Repair shops in New Orleans deal with types of damage that shops in other cities rarely see. Water damage restoration, storm damage repair, and infrastructure-related damage require specialized knowledge. Some insurance companies have decent networks of qualified repair shops, while others make customers drive to the next state for proper repairs.

Seasonal Chaos

Hurricane season turns everyone into insurance experts real quick. People suddenly remember they need comprehensive coverage or want to drop their deductible, but good luck with that once the Weather Channel starts tracking a storm heading toward Louisiana. Insurance companies slam the door shut on policy changes the moment a hurricane gets a name and starts eyeing the Gulf Coast. So drivers either plan ahead or get stuck with whatever garbage coverage they have when the big one hits.

Mardi Gras brings out the worst in everyone’s driving. Tourists who don’t know the streets, locals who’ve been drinking since noon, and traffic patterns that make zero sense because half the city’s blocked off for parades. Insurance companies know this and build those costs into everyone’s rates all year long. Some people just park their cars and stay home during the big parades, but most folks still need to get to work or deal with life, even when the city’s gone completely insane.

Summer storms don’t get the respect they deserve. These aren’t cute afternoon showers – they’re violent, nasty things that can dump inches of rain in minutes and turn streets into rivers. The national news ignores them because they’re not hurricanes, but they’ll flood a car just as dead. These storms happen constantly during summer, and they’re responsible for tons of insurance claims that catch people off guard because they weren’t “real” storms.

The bottom line is that New Orleans weather wants to destroy cars year-round, not just during hurricane season. Smart drivers plan for all of it, not just the big storms that make headlines.

Getting Worse Over Time

New Orleans is slowly sinking while the ocean keeps rising, and everyone knows it. Climate change isn’t some future problem here – it’s happening right now, and insurance companies are jacking up rates because they know things are only getting worse. Drivers who pay attention to these trends can at least make smart choices about coverage, but the city’s basically fighting a losing battle against nature.

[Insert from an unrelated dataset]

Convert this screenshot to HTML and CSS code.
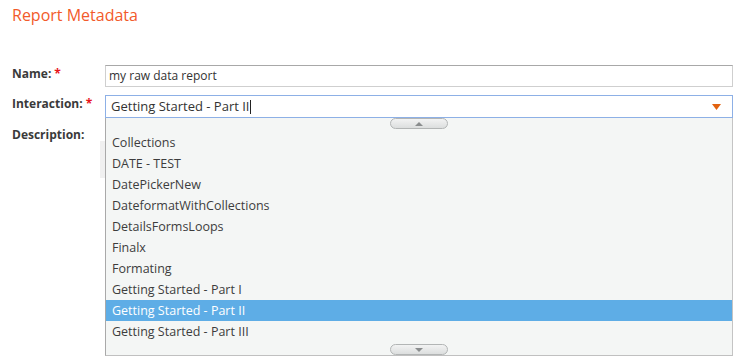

The population’s all over the place since Katrina hit. Some neighborhoods packed up and rebuilt bigger than before, while others turned into ghost towns. Nobody can predict how this affects insurance because traffic, crime, and accident patterns keep shifting around. What used to be a safe, quiet area might now be a hotspot for break-ins, or vice versa.

New Orleans is unlike anywhere else, and that’s not always a good thing when it comes to insurance. The city’s geography wants to flood, the weather wants to destroy everything, and the infrastructure can’t handle what nature throws at it. Drivers who get this reality and shop smart can find coverage that won’t bankrupt them, but it means staying on top of the market constantly. Anyone using generic insurance advice is going to get burned because this city plays by its own rules.